• _EXERCISE_
Transcribe the material in full. Nothing should differ except that the pictures are left out.
### RECORDED INFORMATION ###
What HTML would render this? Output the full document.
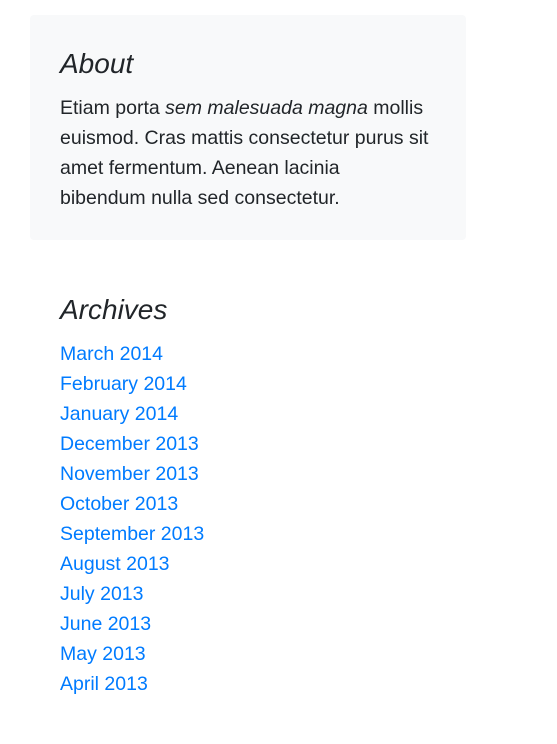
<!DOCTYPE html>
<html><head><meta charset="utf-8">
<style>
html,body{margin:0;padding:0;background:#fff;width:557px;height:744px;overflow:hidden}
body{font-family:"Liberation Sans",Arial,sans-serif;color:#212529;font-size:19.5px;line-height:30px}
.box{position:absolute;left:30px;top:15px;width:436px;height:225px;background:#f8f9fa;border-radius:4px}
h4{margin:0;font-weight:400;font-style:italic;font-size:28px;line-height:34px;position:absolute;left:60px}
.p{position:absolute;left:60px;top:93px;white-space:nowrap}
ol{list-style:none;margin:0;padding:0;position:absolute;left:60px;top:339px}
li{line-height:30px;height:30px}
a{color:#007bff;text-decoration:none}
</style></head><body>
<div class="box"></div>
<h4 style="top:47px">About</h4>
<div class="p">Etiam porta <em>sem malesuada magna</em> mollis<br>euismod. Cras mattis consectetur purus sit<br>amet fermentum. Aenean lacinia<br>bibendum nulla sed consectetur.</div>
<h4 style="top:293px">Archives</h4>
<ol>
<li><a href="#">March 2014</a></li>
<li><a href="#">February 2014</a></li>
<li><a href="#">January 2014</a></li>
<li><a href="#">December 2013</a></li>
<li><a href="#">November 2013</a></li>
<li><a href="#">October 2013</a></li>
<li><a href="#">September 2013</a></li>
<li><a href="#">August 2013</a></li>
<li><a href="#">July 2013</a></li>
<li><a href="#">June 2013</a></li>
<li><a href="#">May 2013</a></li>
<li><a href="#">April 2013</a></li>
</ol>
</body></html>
###
• _EXPECTED OUTPUT_
What HTML would render this? Output the full document.
<!DOCTYPE html>
<html><head><meta charset="utf-8">
<style>
html,body{margin:0;padding:0;background:#fff;width:557px;height:744px;overflow:hidden}
body{font-family:"Liberation Sans",Arial,sans-serif;color:#212529;font-size:19.5px;line-height:30px}
.box{position:absolute;left:30px;top:15px;width:436px;height:225px;background:#f8f9fa;border-radius:4px}
h4{margin:0;font-weight:400;font-style:italic;font-size:28px;line-height:34px;position:absolute;left:60px}
.p{position:absolute;left:60px;top:93px;white-space:nowrap}
ol{list-style:none;margin:0;padding:0;position:absolute;left:60px;top:339px}
li{line-height:30px;height:30px}
a{color:#007bff;text-decoration:none}
</style></head><body>
<div class="box"></div>
<h4 style="top:47px">About</h4>
<div class="p">Etiam porta <em>sem malesuada magna</em> mollis<br>euismod. Cras mattis consectetur purus sit<br>amet fermentum. Aenean lacinia<br>bibendum nulla sed consectetur.</div>
<h4 style="top:293px">Archives</h4>
<ol>
<li><a href="#">March 2014</a></li>
<li><a href="#">February 2014</a></li>
<li><a href="#">January 2014</a></li>
<li><a href="#">December 2013</a></li>
<li><a href="#">November 2013</a></li>
<li><a href="#">October 2013</a></li>
<li><a href="#">September 2013</a></li>
<li><a href="#">August 2013</a></li>
<li><a href="#">July 2013</a></li>
<li><a href="#">June 2013</a></li>
<li><a href="#">May 2013</a></li>
<li><a href="#">April 2013</a></li>
</ol>
</body></html>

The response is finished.